* Start *

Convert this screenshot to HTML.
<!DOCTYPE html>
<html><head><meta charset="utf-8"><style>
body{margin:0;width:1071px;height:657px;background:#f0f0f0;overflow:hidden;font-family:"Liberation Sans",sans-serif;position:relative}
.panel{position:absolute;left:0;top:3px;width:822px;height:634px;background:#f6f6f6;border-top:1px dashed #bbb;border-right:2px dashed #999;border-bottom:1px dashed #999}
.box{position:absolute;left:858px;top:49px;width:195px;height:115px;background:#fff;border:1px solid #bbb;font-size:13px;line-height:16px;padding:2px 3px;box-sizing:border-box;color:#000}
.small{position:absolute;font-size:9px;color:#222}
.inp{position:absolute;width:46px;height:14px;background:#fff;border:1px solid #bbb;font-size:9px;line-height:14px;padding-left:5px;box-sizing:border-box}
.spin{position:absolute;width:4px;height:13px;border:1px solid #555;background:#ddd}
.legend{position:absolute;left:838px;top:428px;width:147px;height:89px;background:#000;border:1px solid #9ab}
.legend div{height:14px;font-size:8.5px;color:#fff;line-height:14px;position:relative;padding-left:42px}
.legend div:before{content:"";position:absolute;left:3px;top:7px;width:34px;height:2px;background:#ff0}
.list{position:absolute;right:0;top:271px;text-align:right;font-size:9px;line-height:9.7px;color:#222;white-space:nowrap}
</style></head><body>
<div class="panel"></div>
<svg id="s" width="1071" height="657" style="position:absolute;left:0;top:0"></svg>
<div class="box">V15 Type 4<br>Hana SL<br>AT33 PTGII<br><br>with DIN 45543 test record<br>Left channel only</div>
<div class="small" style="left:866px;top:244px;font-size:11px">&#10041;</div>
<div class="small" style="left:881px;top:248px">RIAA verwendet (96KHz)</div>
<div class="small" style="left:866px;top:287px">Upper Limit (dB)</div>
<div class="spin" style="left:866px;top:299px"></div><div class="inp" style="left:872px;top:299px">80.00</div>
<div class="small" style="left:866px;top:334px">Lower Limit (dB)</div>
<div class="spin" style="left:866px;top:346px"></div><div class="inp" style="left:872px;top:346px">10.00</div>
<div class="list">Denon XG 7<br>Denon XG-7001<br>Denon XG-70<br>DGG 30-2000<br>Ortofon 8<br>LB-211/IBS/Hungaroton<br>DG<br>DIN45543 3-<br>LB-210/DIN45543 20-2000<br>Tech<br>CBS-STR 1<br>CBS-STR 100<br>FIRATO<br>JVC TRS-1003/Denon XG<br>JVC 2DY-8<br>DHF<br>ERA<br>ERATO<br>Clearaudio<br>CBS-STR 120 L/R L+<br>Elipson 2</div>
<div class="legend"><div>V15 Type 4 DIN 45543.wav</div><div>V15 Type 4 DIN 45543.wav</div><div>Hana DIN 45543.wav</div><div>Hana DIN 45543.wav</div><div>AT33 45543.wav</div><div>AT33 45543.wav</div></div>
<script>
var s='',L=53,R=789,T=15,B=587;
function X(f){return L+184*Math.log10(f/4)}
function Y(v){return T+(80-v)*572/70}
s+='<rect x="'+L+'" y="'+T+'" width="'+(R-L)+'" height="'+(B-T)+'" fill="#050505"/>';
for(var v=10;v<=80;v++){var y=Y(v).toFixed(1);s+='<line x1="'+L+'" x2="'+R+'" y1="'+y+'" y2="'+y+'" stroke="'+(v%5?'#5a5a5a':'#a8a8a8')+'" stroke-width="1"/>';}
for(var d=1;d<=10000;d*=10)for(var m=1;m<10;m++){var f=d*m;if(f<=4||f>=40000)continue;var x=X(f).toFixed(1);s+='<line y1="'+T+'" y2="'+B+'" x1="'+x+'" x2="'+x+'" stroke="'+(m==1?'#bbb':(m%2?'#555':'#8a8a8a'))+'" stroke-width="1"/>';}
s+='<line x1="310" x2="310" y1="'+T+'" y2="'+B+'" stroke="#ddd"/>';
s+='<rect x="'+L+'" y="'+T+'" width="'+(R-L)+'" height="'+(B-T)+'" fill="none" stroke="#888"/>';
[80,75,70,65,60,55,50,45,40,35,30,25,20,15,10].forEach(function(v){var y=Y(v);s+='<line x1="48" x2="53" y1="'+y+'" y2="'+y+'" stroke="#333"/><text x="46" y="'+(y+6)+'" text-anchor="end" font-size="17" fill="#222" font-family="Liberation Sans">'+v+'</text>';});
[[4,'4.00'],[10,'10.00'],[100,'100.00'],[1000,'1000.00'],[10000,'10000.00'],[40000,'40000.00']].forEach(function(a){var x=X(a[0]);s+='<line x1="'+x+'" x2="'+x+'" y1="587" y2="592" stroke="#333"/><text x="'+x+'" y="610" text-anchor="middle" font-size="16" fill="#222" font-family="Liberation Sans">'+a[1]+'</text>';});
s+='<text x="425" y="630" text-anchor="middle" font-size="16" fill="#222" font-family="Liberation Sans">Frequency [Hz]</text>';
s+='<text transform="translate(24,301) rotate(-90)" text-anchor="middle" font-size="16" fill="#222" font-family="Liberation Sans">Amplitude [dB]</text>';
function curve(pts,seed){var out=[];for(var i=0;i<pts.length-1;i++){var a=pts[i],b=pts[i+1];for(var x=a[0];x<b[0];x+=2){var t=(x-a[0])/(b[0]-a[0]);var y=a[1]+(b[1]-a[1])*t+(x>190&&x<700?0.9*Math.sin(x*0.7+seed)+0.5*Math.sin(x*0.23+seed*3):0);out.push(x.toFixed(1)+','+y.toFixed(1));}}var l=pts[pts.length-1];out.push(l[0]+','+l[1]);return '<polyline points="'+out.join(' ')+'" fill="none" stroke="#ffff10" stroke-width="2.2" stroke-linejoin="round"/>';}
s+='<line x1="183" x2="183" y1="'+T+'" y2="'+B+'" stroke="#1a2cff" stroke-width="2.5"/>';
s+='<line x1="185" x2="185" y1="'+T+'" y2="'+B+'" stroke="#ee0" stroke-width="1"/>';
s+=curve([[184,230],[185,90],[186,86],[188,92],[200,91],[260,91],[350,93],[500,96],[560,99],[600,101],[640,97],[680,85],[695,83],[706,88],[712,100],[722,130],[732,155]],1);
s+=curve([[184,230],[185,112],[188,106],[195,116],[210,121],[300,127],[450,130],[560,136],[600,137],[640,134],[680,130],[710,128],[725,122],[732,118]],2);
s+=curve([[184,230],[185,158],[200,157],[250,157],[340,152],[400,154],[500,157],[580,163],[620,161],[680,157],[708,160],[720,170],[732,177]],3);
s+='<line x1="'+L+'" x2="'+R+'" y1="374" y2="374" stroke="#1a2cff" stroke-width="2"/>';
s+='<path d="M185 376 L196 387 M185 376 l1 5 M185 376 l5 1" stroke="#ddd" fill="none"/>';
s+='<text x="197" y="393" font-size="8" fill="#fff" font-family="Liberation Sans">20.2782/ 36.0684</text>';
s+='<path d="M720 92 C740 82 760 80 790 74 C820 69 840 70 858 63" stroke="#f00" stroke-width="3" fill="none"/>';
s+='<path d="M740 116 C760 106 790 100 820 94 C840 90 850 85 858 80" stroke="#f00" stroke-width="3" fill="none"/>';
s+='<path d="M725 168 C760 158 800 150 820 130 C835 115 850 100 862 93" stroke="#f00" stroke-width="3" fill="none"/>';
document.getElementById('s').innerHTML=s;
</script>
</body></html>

* End *

• _EXERCISE_: Write the material out again in its entirety, exactly as shown.

• _THE ANSWER_:
Convert this screenshot to HTML.
<!DOCTYPE html>
<html><head><meta charset="utf-8"><style>
body{margin:0;width:1071px;height:657px;background:#f0f0f0;overflow:hidden;font-family:"Liberation Sans",sans-serif;position:relative}
.panel{position:absolute;left:0;top:3px;width:822px;height:634px;background:#f6f6f6;border-top:1px dashed #bbb;border-right:2px dashed #999;border-bottom:1px dashed #999}
.box{position:absolute;left:858px;top:49px;width:195px;height:115px;background:#fff;border:1px solid #bbb;font-size:13px;line-height:16px;padding:2px 3px;box-sizing:border-box;color:#000}
.small{position:absolute;font-size:9px;color:#222}
.inp{position:absolute;width:46px;height:14px;background:#fff;border:1px solid #bbb;font-size:9px;line-height:14px;padding-left:5px;box-sizing:border-box}
.spin{position:absolute;width:4px;height:13px;border:1px solid #555;background:#ddd}
.legend{position:absolute;left:838px;top:428px;width:147px;height:89px;background:#000;border:1px solid #9ab}
.legend div{height:14px;font-size:8.5px;color:#fff;line-height:14px;position:relative;padding-left:42px}
.legend div:before{content:"";position:absolute;left:3px;top:7px;width:34px;height:2px;background:#ff0}
.list{position:absolute;right:0;top:271px;text-align:right;font-size:9px;line-height:9.7px;color:#222;white-space:nowrap}
</style></head><body>
<div class="panel"></div>
<svg id="s" width="1071" height="657" style="position:absolute;left:0;top:0"></svg>
<div class="box">V15 Type 4<br>Hana SL<br>AT33 PTGII<br><br>with DIN 45543 test record<br>Left channel only</div>
<div class="small" style="left:866px;top:244px;font-size:11px">&#10041;</div>
<div class="small" style="left:881px;top:248px">RIAA verwendet (96KHz)</div>
<div class="small" style="left:866px;top:287px">Upper Limit (dB)</div>
<div class="spin" style="left:866px;top:299px"></div><div class="inp" style="left:872px;top:299px">80.00</div>
<div class="small" style="left:866px;top:334px">Lower Limit (dB)</div>
<div class="spin" style="left:866px;top:346px"></div><div class="inp" style="left:872px;top:346px">10.00</div>
<div class="list">Denon XG 7<br>Denon XG-7001<br>Denon XG-70<br>DGG 30-2000<br>Ortofon 8<br>LB-211/IBS/Hungaroton<br>DG<br>DIN45543 3-<br>LB-210/DIN45543 20-2000<br>Tech<br>CBS-STR 1<br>CBS-STR 100<br>FIRATO<br>JVC TRS-1003/Denon XG<br>JVC 2DY-8<br>DHF<br>ERA<br>ERATO<br>Clearaudio<br>CBS-STR 120 L/R L+<br>Elipson 2</div>
<div class="legend"><div>V15 Type 4 DIN 45543.wav</div><div>V15 Type 4 DIN 45543.wav</div><div>Hana DIN 45543.wav</div><div>Hana DIN 45543.wav</div><div>AT33 45543.wav</div><div>AT33 45543.wav</div></div>
<script>
var s='',L=53,R=789,T=15,B=587;
function X(f){return L+184*Math.log10(f/4)}
function Y(v){return T+(80-v)*572/70}
s+='<rect x="'+L+'" y="'+T+'" width="'+(R-L)+'" height="'+(B-T)+'" fill="#050505"/>';
for(var v=10;v<=80;v++){var y=Y(v).toFixed(1);s+='<line x1="'+L+'" x2="'+R+'" y1="'+y+'" y2="'+y+'" stroke="'+(v%5?'#5a5a5a':'#a8a8a8')+'" stroke-width="1"/>';}
for(var d=1;d<=10000;d*=10)for(var m=1;m<10;m++){var f=d*m;if(f<=4||f>=40000)continue;var x=X(f).toFixed(1);s+='<line y1="'+T+'" y2="'+B+'" x1="'+x+'" x2="'+x+'" stroke="'+(m==1?'#bbb':(m%2?'#555':'#8a8a8a'))+'" stroke-width="1"/>';}
s+='<line x1="310" x2="310" y1="'+T+'" y2="'+B+'" stroke="#ddd"/>';
s+='<rect x="'+L+'" y="'+T+'" width="'+(R-L)+'" height="'+(B-T)+'" fill="none" stroke="#888"/>';
[80,75,70,65,60,55,50,45,40,35,30,25,20,15,10].forEach(function(v){var y=Y(v);s+='<line x1="48" x2="53" y1="'+y+'" y2="'+y+'" stroke="#333"/><text x="46" y="'+(y+6)+'" text-anchor="end" font-size="17" fill="#222" font-family="Liberation Sans">'+v+'</text>';});
[[4,'4.00'],[10,'10.00'],[100,'100.00'],[1000,'1000.00'],[10000,'10000.00'],[40000,'40000.00']].forEach(function(a){var x=X(a[0]);s+='<line x1="'+x+'" x2="'+x+'" y1="587" y2="592" stroke="#333"/><text x="'+x+'" y="610" text-anchor="middle" font-size="16" fill="#222" font-family="Liberation Sans">'+a[1]+'</text>';});
s+='<text x="425" y="630" text-anchor="middle" font-size="16" fill="#222" font-family="Liberation Sans">Frequency [Hz]</text>';
s+='<text transform="translate(24,301) rotate(-90)" text-anchor="middle" font-size="16" fill="#222" font-family="Liberation Sans">Amplitude [dB]</text>';
function curve(pts,seed){var out=[];for(var i=0;i<pts.length-1;i++){var a=pts[i],b=pts[i+1];for(var x=a[0];x<b[0];x+=2){var t=(x-a[0])/(b[0]-a[0]);var y=a[1]+(b[1]-a[1])*t+(x>190&&x<700?0.9*Math.sin(x*0.7+seed)+0.5*Math.sin(x*0.23+seed*3):0);out.push(x.toFixed(1)+','+y.toFixed(1));}}var l=pts[pts.length-1];out.push(l[0]+','+l[1]);return '<polyline points="'+out.join(' ')+'" fill="none" stroke="#ffff10" stroke-width="2.2" stroke-linejoin="round"/>';}
s+='<line x1="183" x2="183" y1="'+T+'" y2="'+B+'" stroke="#1a2cff" stroke-width="2.5"/>';
s+='<line x1="185" x2="185" y1="'+T+'" y2="'+B+'" stroke="#ee0" stroke-width="1"/>';
s+=curve([[184,230],[185,90],[186,86],[188,92],[200,91],[260,91],[350,93],[500,96],[560,99],[600,101],[640,97],[680,85],[695,83],[706,88],[712,100],[722,130],[732,155]],1);
s+=curve([[184,230],[185,112],[188,106],[195,116],[210,121],[300,127],[450,130],[560,136],[600,137],[640,134],[680,130],[710,128],[725,122],[732,118]],2);
s+=curve([[184,230],[185,158],[200,157],[250,157],[340,152],[400,154],[500,157],[580,163],[620,161],[680,157],[708,160],[720,170],[732,177]],3);
s+='<line x1="'+L+'" x2="'+R+'" y1="374" y2="374" stroke="#1a2cff" stroke-width="2"/>';
s+='<path d="M185 376 L196 387 M185 376 l1 5 M185 376 l5 1" stroke="#ddd" fill="none"/>';
s+='<text x="197" y="393" font-size="8" fill="#fff" font-family="Liberation Sans">20.2782/ 36.0684</text>';
s+='<path d="M720 92 C740 82 760 80 790 74 C820 69 840 70 858 63" stroke="#f00" stroke-width="3" fill="none"/>';
s+='<path d="M740 116 C760 106 790 100 820 94 C840 90 850 85 858 80" stroke="#f00" stroke-width="3" fill="none"/>';
s+='<path d="M725 168 C760 158 800 150 820 130 C835 115 850 100 862 93" stroke="#f00" stroke-width="3" fill="none"/>';
document.getElementById('s').innerHTML=s;
</script>
</body></html>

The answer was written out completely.